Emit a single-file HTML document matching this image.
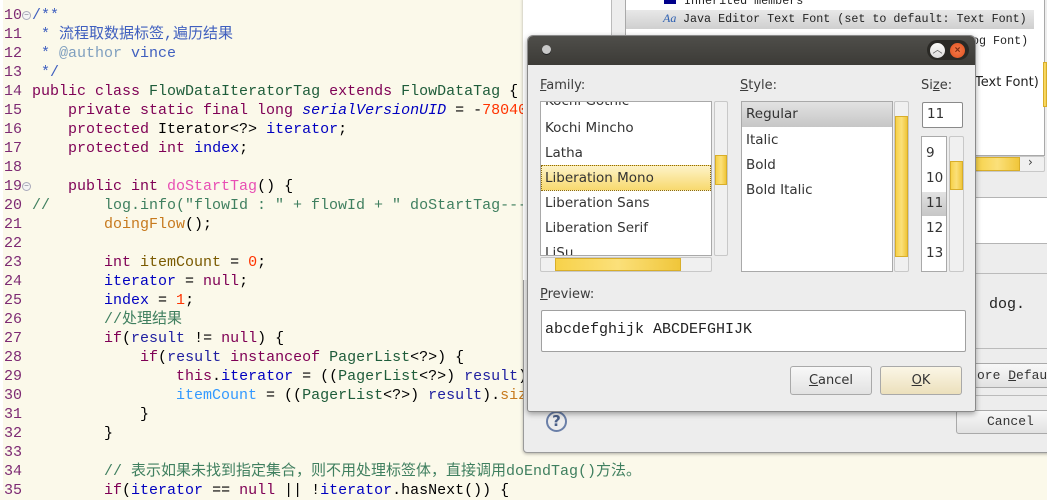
<!DOCTYPE html>
<html><head><meta charset="utf-8">
<style>
*{margin:0;padding:0;box-sizing:border-box}
body{width:1047px;height:490px;overflow:hidden;position:relative;background:#fbf9ea;font-family:"Liberation Sans","Noto Sans CJK SC",sans-serif}
.abs{position:absolute;white-space:nowrap}
#code{position:absolute;left:0;top:-13px;font-family:"Liberation Mono","Noto Sans CJK SC",monospace;font-size:15px;line-height:19px;white-space:pre;color:#000}
.ln{display:inline-block;width:22px;text-align:right;color:#7d2a73;margin-right:10px;position:relative}
.k{color:#7f0055}.c{color:#3f7f5f}.j{color:#3f5fbf}.jt{color:#7f9fbf}.f{color:#0000c0}.n{color:#ff3300}.t{color:#1e5c3a}.m{color:#e84fb4}.o{color:#c77a1e}.l{color:#7a5a00}.fl{color:#3399ff}.r{color:#2020a0}
.fold{position:absolute;left:22px;top:5px;width:9px;height:9px;border:1px solid #aab;border-radius:50%;font-size:8px;line-height:7px;text-align:center;color:#778;background:#f4f4f4}
.ui{font-family:"DejaVu Sans",sans-serif;font-size:13px;color:#3c3c3c}
.mono{font-family:"Liberation Mono",monospace}
.list{background:#fff;border:1px solid #a9a9a9}
.it{position:absolute;left:4px;font-family:"DejaVu Sans",sans-serif;font-size:13.5px;color:#333;white-space:nowrap}
.ys{background:linear-gradient(90deg,#f7d24a,#fbe07a,#f0c63a);border:1px solid #d8ae2a}
.sb{background:#f0f0f0;border:1px solid #c8c8c8;border-radius:2px}
.btn{border:1px solid #a9a9a9;border-radius:3px;background:linear-gradient(#f8f8f8,#e2e2e2);text-align:center;font-family:"DejaVu Sans",sans-serif;font-size:13px;color:#333}
u{text-decoration:underline}
</style></head><body>
<div class="abs" style="left:0;top:0;width:3px;height:490px;background:#fff"></div>
<div id="code"><span class="ln"> 9</span>
<span class="ln">10<span class="fold">−</span></span><span class="j">/**</span>
<span class="ln">11</span><span class="j"> * 流程取数据标签,遍历结果</span>
<span class="ln">12</span><span class="j"> * <span class="jt">@author</span> vince</span>
<span class="ln">13</span><span class="j"> */</span>
<span class="ln">14</span><span class="k">public class</span> <span class="t">FlowDataIteratorTag</span> <span class="k">extends</span> <span class="t">FlowDataTag</span> {
<span class="ln">15</span>    <span class="k">private static final long</span> <i class="f">serialVersionUID</i> = -<span class="n">7804012345678901234L</span>;
<span class="ln">16</span>    <span class="k">protected</span> Iterator&lt;?&gt; <span class="f">iterator</span>;
<span class="ln">17</span>    <span class="k">protected int</span> <span class="f">index</span>;
<span class="ln">18</span>
<span class="ln">19<span class="fold">−</span></span>    <span class="k">public int</span> <span class="m">doStartTag</span>() {
<span class="ln">20</span><span class="c">//      log.info("flowId : " + flowId + " doStartTag-----");</span>
<span class="ln">21</span>        <span class="o">doingFlow</span>();
<span class="ln">22</span>
<span class="ln">23</span>        <span class="k">int</span> <span class="l">itemCount</span> = <span class="n">0</span>;
<span class="ln">24</span>        <span class="f">iterator</span> = <span class="k">null</span>;
<span class="ln">25</span>        <span class="f">index</span> = <span class="n">1</span>;
<span class="ln">26</span>        <span class="c">//处理结果</span>
<span class="ln">27</span>        <span class="k">if</span>(<span class="r">result</span> != <span class="k">null</span>) {
<span class="ln">28</span>            <span class="k">if</span>(<span class="r">result</span> <span class="k">instanceof</span> <span class="t">PagerList</span>&lt;?&gt;) {
<span class="ln">29</span>                <span class="k">this</span>.<span class="f">iterator</span> = ((<span class="t">PagerList</span>&lt;?&gt;) <span class="r">result</span>).iterator();
<span class="ln">30</span>                <span class="fl">itemCount</span> = ((<span class="t">PagerList</span>&lt;?&gt;) <span class="r">result</span>).<span class="o">size</span>();
<span class="ln">31</span>            }
<span class="ln">32</span>        }
<span class="ln">33</span>
<span class="ln">34</span>        <span class="c">// 表示如果未找到指定集合，则不用处理标签体，直接调用doEndTag()方法。</span>
<span class="ln">35</span>        <span class="k">if</span>(<span class="f">iterator</span> == <span class="k">null</span> || !<span class="f">iterator</span>.hasNext()) {
</div>

<!-- preferences window -->
<div class="abs" style="left:523px;top:-5px;width:530px;height:458px;background:#ededed;border:1px solid #9a9a9a;border-radius:4px;box-shadow:0 1px 3px rgba(0,0,0,.3)"></div>
<div class="abs" style="left:523px;top:0;width:89px;height:280px;background:#fff;border-right:1px solid #bbb"></div>
<div class="abs list" style="left:625px;top:-2px;width:420px;height:158px"></div>
<div class="abs" style="left:664px;top:-4px;width:12px;height:8px;background:#00008b"></div>
<div class="abs mono" style="left:684px;top:-6px;font-size:11.7px;color:#222">Inherited members</div>
<div class="abs" style="left:626px;top:10px;width:408px;height:19px;background:linear-gradient(#e8e8e8,#cfcfcf)"></div>
<div class="abs" style="left:663px;top:11px;font-family:'Liberation Serif',serif;font-style:italic;font-size:12px;color:#2a5db0">Aa</div>
<div class="abs mono" style="left:683px;top:12px;font-size:11.7px;color:#222">Java Editor Text Font (set to default: Text Font)</div>
<div class="abs mono" style="left:972px;top:34px;font-size:11.7px;color:#222">og Font)</div>
<div class="abs ui" style="left:975px;top:75px;font-size:13px;color:#222">Text Font)</div>
<div class="abs ys" style="left:1043px;top:62px;width:4px;height:45px"></div>
<div class="abs sb" style="left:975px;top:156px;width:70px;height:16px"></div>
<div class="abs ys" style="left:975px;top:157px;width:45px;height:14px"></div>
<div class="abs ui" style="left:1028px;top:155px;font-size:12px">›</div>
<div class="abs" style="left:975px;top:197px;width:75px;height:47px;background:#fff;border:1px solid #b4b4b4"></div>
<div class="abs" style="left:975px;top:273px;width:75px;height:1px;background:#bbb"></div>
<div class="abs mono" style="left:989px;top:296px;font-size:15px;color:#222">dog.</div>
<div class="abs" style="left:975px;top:348px;width:75px;height:1px;background:#bbb"></div>
<div class="abs btn mono" style="left:960px;top:363px;width:95px;height:25px;font-family:'Liberation Mono',monospace;font-size:13px;line-height:23px;text-align:left;padding-left:16px">ore <u>D</u>efaul</div>
<div class="abs" style="left:960px;top:395px;width:90px;height:1px;background:#bbb"></div>
<div class="abs btn" style="left:956px;top:410px;width:95px;height:24px;font-family:'Liberation Mono',monospace;line-height:22px;text-align:left;padding-left:30px">Cancel</div>
<div class="abs" style="left:546px;top:411px;width:21px;height:21px;border:2px solid #6a7fa8;border-radius:50%;color:#4a5f88;font:bold 15px 'DejaVu Sans',sans-serif;text-align:center;line-height:17px">?</div>

<!-- dialog -->
<div class="abs" style="left:527px;top:35px;width:449px;height:377px;background:#ededed;border:1px solid #8a8a8a;border-radius:6px 6px 3px 3px;box-shadow:0 2px 6px rgba(0,0,0,.35);overflow:hidden">
  <div style="height:29px;background:linear-gradient(#4f4e4a,#3c3b37)"></div>
</div>
<div class="abs" style="left:542px;top:45px;width:9px;height:9px;border-radius:50%;background:#c9c9c9;box-shadow:0 1px 0 #222"></div>
<div class="abs" style="left:927px;top:40px;width:42px;height:20px;border-radius:10px;background:#2a2925"></div>
<div class="abs" style="left:930px;top:43px;width:15px;height:15px;border-radius:50%;background:linear-gradient(#fbfbf8,#ddd);color:#555;font-size:10px;text-align:center;line-height:15px">︿</div>
<div class="abs" style="left:950px;top:43px;width:15px;height:15px;border-radius:50%;background:radial-gradient(#f47a4a,#e0511f);color:#7a2a10;font:bold 10px sans-serif;text-align:center;line-height:15px">×</div>

<div class="abs ui" style="left:540px;top:78px"><u>F</u>amily:</div>
<div class="abs ui" style="left:740px;top:78px"><u>S</u>tyle:</div>
<div class="abs ui" style="left:921px;top:78px">Si<u>z</u>e:</div>

<div class="abs list" style="left:540px;top:101px;width:172px;height:155px;overflow:hidden">
  <div class="it" style="top:-9px">Kochi Gothic</div>
  <div class="it" style="top:18px">Kochi Mincho</div>
  <div class="it" style="top:43px">Latha</div>
  <div style="position:absolute;left:0;top:63px;width:170px;height:26px;background:linear-gradient(#fdf3c8,#f8d96e);border:1px dotted #8a6a10"></div>
  <div class="it" style="top:68px">Liberation Mono</div>
  <div class="it" style="top:93px">Liberation Sans</div>
  <div class="it" style="top:118px">Liberation Serif</div>
  <div class="it" style="top:143px">LiSu</div>
</div>
<div class="abs sb" style="left:714px;top:101px;width:14px;height:155px"></div>
<div class="abs ys" style="left:715px;top:155px;width:12px;height:30px"></div>
<div class="abs sb" style="left:540px;top:257px;width:172px;height:15px"></div>
<div class="abs ys" style="left:555px;top:258px;width:126px;height:13px"></div>

<div class="abs list" style="left:741px;top:101px;width:152px;height:171px;overflow:hidden">
  <div style="position:absolute;left:0;top:0;width:150px;height:25px;background:linear-gradient(#e2e2e2,#c6c6c6)"></div>
  <div class="it" style="top:4px">Regular</div>
  <div class="it" style="top:30px">Italic</div>
  <div class="it" style="top:55px">Bold</div>
  <div class="it" style="top:80px">Bold Italic</div>
</div>
<div class="abs sb" style="left:894px;top:101px;width:15px;height:171px"></div>
<div class="abs ys" style="left:895px;top:116px;width:13px;height:141px"></div>

<div class="abs" style="left:922px;top:102px;width:41px;height:26px;background:#fff;border:1px solid #8a8a8a;border-radius:2px"></div>
<div class="abs it" style="left:927px;top:106px">11</div>
<div class="abs list" style="left:921px;top:136px;width:26px;height:136px;overflow:hidden">
  <div class="it" style="top:8px">9</div>
  <div class="it" style="top:33px">10</div>
  <div style="position:absolute;left:0;top:55px;width:24px;height:24px;background:linear-gradient(#e2e2e2,#c6c6c6)"></div>
  <div class="it" style="top:58px">11</div>
  <div class="it" style="top:83px">12</div>
  <div class="it" style="top:108px">13</div>
</div>
<div class="abs sb" style="left:949px;top:136px;width:15px;height:136px"></div>
<div class="abs ys" style="left:950px;top:161px;width:13px;height:29px"></div>

<div class="abs ui" style="left:540px;top:287px"><u>P</u>review:</div>
<div class="abs" style="left:541px;top:310px;width:425px;height:42px;background:#fff;border:1px solid #a0a0a0;border-radius:2px"></div>
<div class="abs mono" style="left:545px;top:321px;font-size:15px;color:#222">abcdefghijk ABCDEFGHIJK</div>

<div class="abs btn" style="left:790px;top:366px;width:82px;height:29px;line-height:28px"><u>C</u>ancel</div>
<div class="abs btn" style="left:880px;top:366px;width:82px;height:29px;line-height:28px;background:linear-gradient(#fbf6e6,#ece0bc)"><u>O</u>K</div>
</body></html>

----

▶ [What is being asked]: Determine how many lines in the listing above hold the word "this", answering with the number only.

▶ [Output of the exercise]: 2